Outland is the only one in Cather’s novel who is unwilling to compromise his integrity in exchange for wealth. He comes across as a simple young man who is utterly disinterested in money, and only feels sorrow for those who are slaves to their materialistic desires. When he was in Washington D.C. on a quest of trying to get the Smithsonian Museum interested in his discovery of the “Cliff City”, he stayed with a couple who “spent their lives trying to keep up appearances, and to make his salary do more than it could” (209). Tom doesn’t dislike people like these, he just can’t understand their motives of trying to be something they’re not.

Tom, as opposed to all the other characters in the novel, does not want to have any sorts of material possession more than what is necessary for his everyday subsistence. When he first met his best friend, Rodney just won a lot of money on poker, but was too drunk to keep an eye of his prize. When he offered half of his winning to Tom the next morning, he only wanted a good breakfast out of him, but that he “wanted quick” (163). This non-materialistic world view is so distant from most character’s outlook that even his closest friend, Rodney, does not understand him. Rodney, thinking that this is what Tom wanted, sells all the artifacts they dug out on the Blue Mesa, like they were common, everyday objects. Tom’s fury surprises him, and Rodney says, what is one of the most important messages of the novel, “I meant to realize on them, just as you did, and that it would come to money in the end. Everything does – he added” (220). This sentence mirrors the author’s disappointment in people as she portrays them as being inherently greedy and would do anything for money. Only Tom, and to some extent the Professor are exempt under this rule.

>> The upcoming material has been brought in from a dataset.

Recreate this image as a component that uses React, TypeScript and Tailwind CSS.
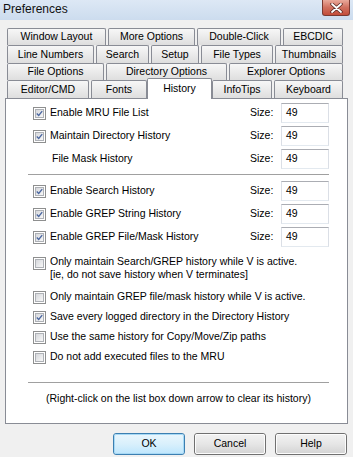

There is a major distinction between the Professor and the other family members that makes him comparable to Tom, and it is the fact that they both valued their friendship and ideas more than anything that could be attained with money. St. Peter’s disillusionment in people, and particularly in his own family, is often apparent from his words. After his return from a shopping “orgy” in Chicago, he says to his wife that “too much is certainly worse that too little – of anything” (135), suggesting that he does not approve of his daughter’s materialistic behavior. At the same time he hints to his wife that Rosie “had a faultless purchasing manner”, and wondered “where a girl who grew up in that old house” learnt it (135). The Professor does not feel that he might be at fault of why his daughters became such acquisitive women.

The truth is that even though he does not acknowledge it, he too, is materialistic, although to a much lesser degree than the others in his family. He admits that if it was not for Lillian’s inheritance, “they could not have been happy” (233). This was just a “small income from her father – only about sixteen hundred a year, but had made all the difference in the world” (233). Money is important to the Professor, because without it he could not enjoy his little pleasures, such as his fine wine, sail boat, exotic French garden, and even his old house with its third floor study.

The interesting thing about money is that it represents diverse things for every one, but it can also change people’s behavior, even their entire personality. Some people, as we have seen in these two novels, like to have money just for the sake of it, like Louie Marsellus, while others feel it is necessary for purchasing their everyday necessities with it, such as Tom Outland. The fake Tom Driscoll is the prefect opposite of Outland, and even of Louie. He is driven by greed, and the fear of losing his inheritance, as well as the fear of becoming a slave drives him into theft and eventually leads him to murdering his uncle. He is the worst a human could be.